Creating Adoption Walls

Creating Walls and Adoption Walls

 My last post was about vows, pain and adoption issues. I talked about when life can be painful – causing us to make vows in our hearts which can be in direct contrast to how our destiny is supposed to be fulfilled. Please have a look.

Today I am going to talk about adoption walls. I also want to reiterate that this blog is about encouraging foster and adoptive families going through tough issues with foster and adopted children. All of my posts are intended to speak into this  and offer points of view you may not have thought about. Please read further.

 

Creation of walls:

Today I’m going to continue talking about healing tools by discussing walls. Walls are the way we keep others at a distance so we don’t get hurt again. (Sounds a lot like vows doesn’t it?) Walls, pain and vows work in tandem. Repeated emotional trauma is a different element to these topics which causes walls to become very thick and difficult to penetrate. Not everybody has experienced trauma, but everybody has felt pain and vows which produce walls.

 

Walls:

Painful reoccurring experiences are the foundation of walls. The following are examples of situations causing walls to form as a result of pain and vow-making.

  1. Pain occurs:

Example: You get made fun of or berated to the point of frustration in a public setting. As a result, you feel ashamed and embarrassed.

2. Vow is made as a result of the painful situation that occurred:

Example: “I vow I will never again be vulnerable to anyone about my personal feelings so that they can use my information against me in public!”

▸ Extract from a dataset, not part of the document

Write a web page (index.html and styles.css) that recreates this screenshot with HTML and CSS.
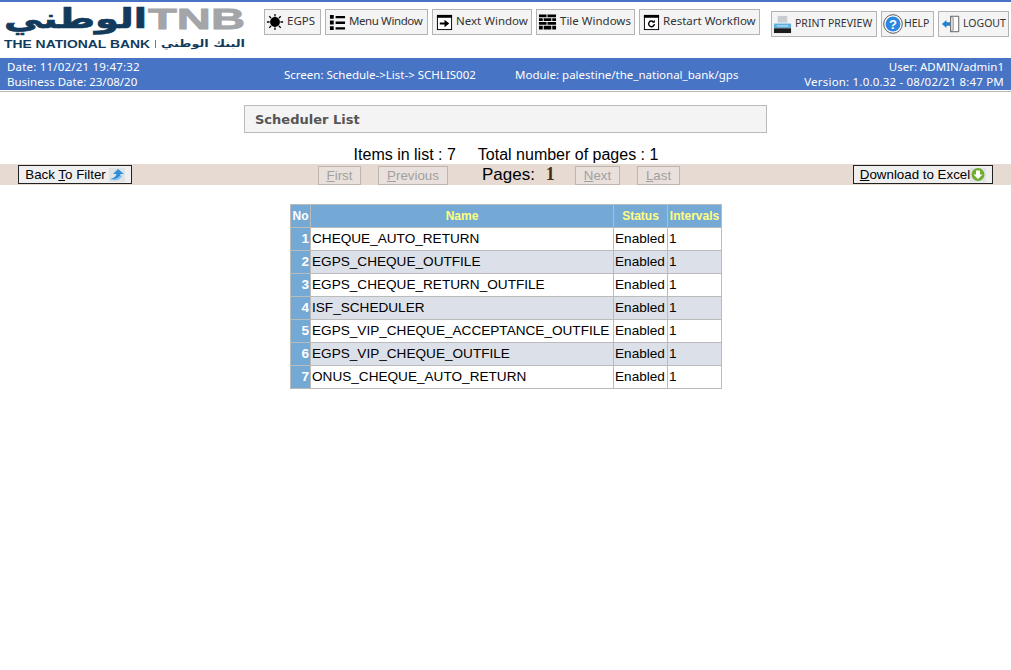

Granted it is wisdom to not divulge personal information to just anyone but making a vow like this closes off the potential for any meaningful relationships to develop.

3. Wall is built as a result of similar painful situations re-enforcing our vow:

It’s possible that several other vows have been made. The wall is created in effort to keep people at a distance in accordance to the vow(s) that have been made.

4. If trauma or abuse occurs, this can cause very thick walls to be formed:

A person who has dealt with trauma is usually “shattered inside”—or has learned to disassociate and fragment themselves in order to not allow for their whole person to be exposed to pain. This results is an inability of their whole person to be present in the moment.

Trauma can cause people to disappear emotionally (or allow parts of themselves to disappear emotionally) in order to survive.

 

Healing and our adopted child:

 It is important for us (as the parents) to deal with our pain, vows and walls in order to help our adopted child to do the same. We can allow God access to our pain in order to heal it. Next, we break agreement with our vows and allow God to take down our walls.

Much like many adults, every adopted child deals with pain, vows and walls. Many also deal with thick walls and trauma. So, if you are interested – I am a life coach at unleashedhealingcenter.com. Give the office a call and tell them that you have been following my blog. My name is Laurie and someone will be happy to help you make an appointment with me. I would be glad to help you or your child.

  

Please make a comment in the box below if you have a thought about what I have shared about. Will be talking with you next time. Thanks for listening! Until next week…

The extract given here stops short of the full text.